One thing I would love to see is an actual, no bullshit hearing on some cases. Some jurist with more concern for freedom and rights than for the 'privilege' of government to control us hearing the case of someone taking the law into their hands and saying "Why did they have to do this? Why did the officers of the law at all levels not do their damned jobs, and thus force this man to do this?" and then act on it. Serious action against those not doing their 'damned jobs' might have some good effect. Oh, the screaming and whining would be endless, partly because a lot of the officers of the law in question are scared to death of having to actually do something not 'approved of'. Approval generally breaking down to "I won't get in trouble if I follow the PC/Court/whatever approved rules, but if I actually THINK and do something, I can get yelled at!"

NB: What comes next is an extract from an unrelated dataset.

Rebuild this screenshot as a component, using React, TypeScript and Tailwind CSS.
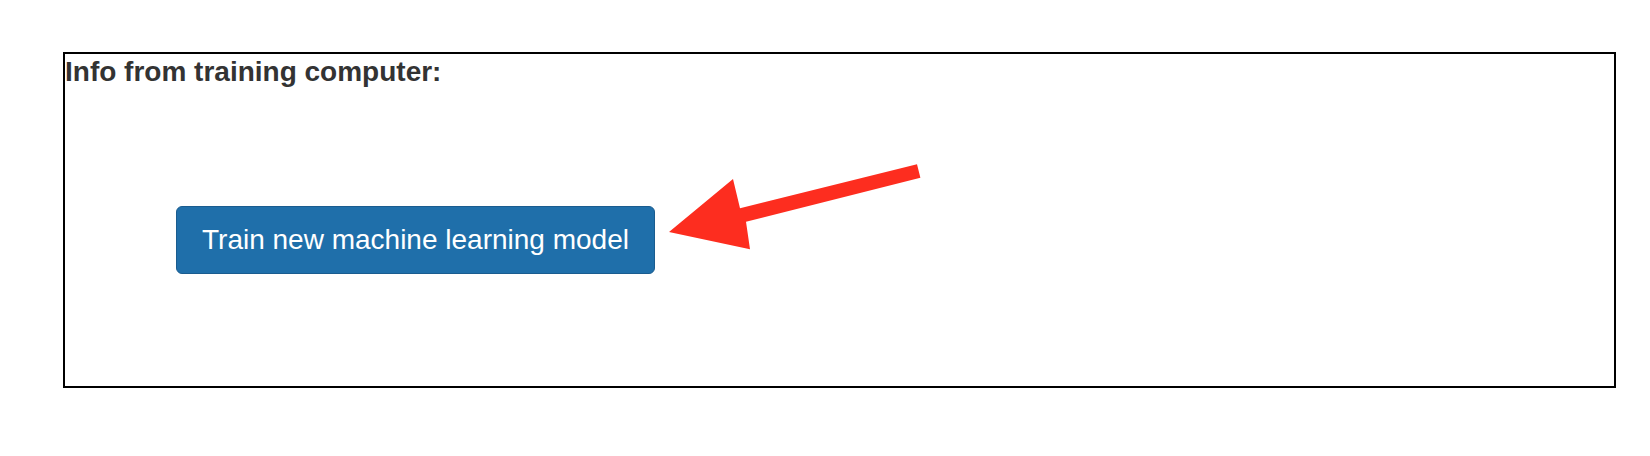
export default function App() {
  return (
    <div
      className="relative w-full h-[456px] bg-white pt-[52px] pl-[63px] box-border"
      style={{ fontFamily: '"Liberation Sans", Arial, sans-serif' }}
    >
      <div className="w-[1553px] h-[336px] border-2 border-black box-border">
        <h3 className="m-0 mt-[2px] text-[28px] leading-[32px] font-bold text-[#333333]">
          Info from training computer:
        </h3>
        <button
          type="button"
          className="ml-[111px] mt-[118px] h-[68px] px-[25px] rounded-[6px] border border-[#1a5c8f] bg-[#1f6faa] text-white text-[28px] leading-[32px]"
        >
          Train new machine learning model
        </button>
      </div>

      {/* annotation arrow pointing at the button */}
      <svg
        className="absolute left-0 top-0 pointer-events-none"
        width="1650"
        height="456"
        viewBox="0 0 1650 456"
      >
        <polygon
          fill="#fd2d1f"
          points="669,232 733,179 740,208.3 917,164.2 920.4,177.8 746,221.7 750,249.3"
        />
      </svg>
    </div>
  );
}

I'm throwing into this mess the idiocy known as 'zero tolerance' in schools. Some kid accidentally brings a pocketknife to school has two choices: keep quiet and hope not to get caught, or turn it in. If he turns it in, he's in trouble; if he gets caught, he's in trouble. Might as well try to slide through, because obeying the rules gets me in just as much trouble as getting caught. NOT a good thing to put forth as a rule. And the kid who made an honest mistake is in just as much trouble with the school as some jerk who intends to do harm.
This has kind of rambled around a bit. Basically I mean two things: 1, there has to be a respect for the law among people, and 2, the law has to understand that there are situations that really should have a blind eye turned to them.
Want a hard and fast rule about everything? Read a fantasy story, because I don't have one.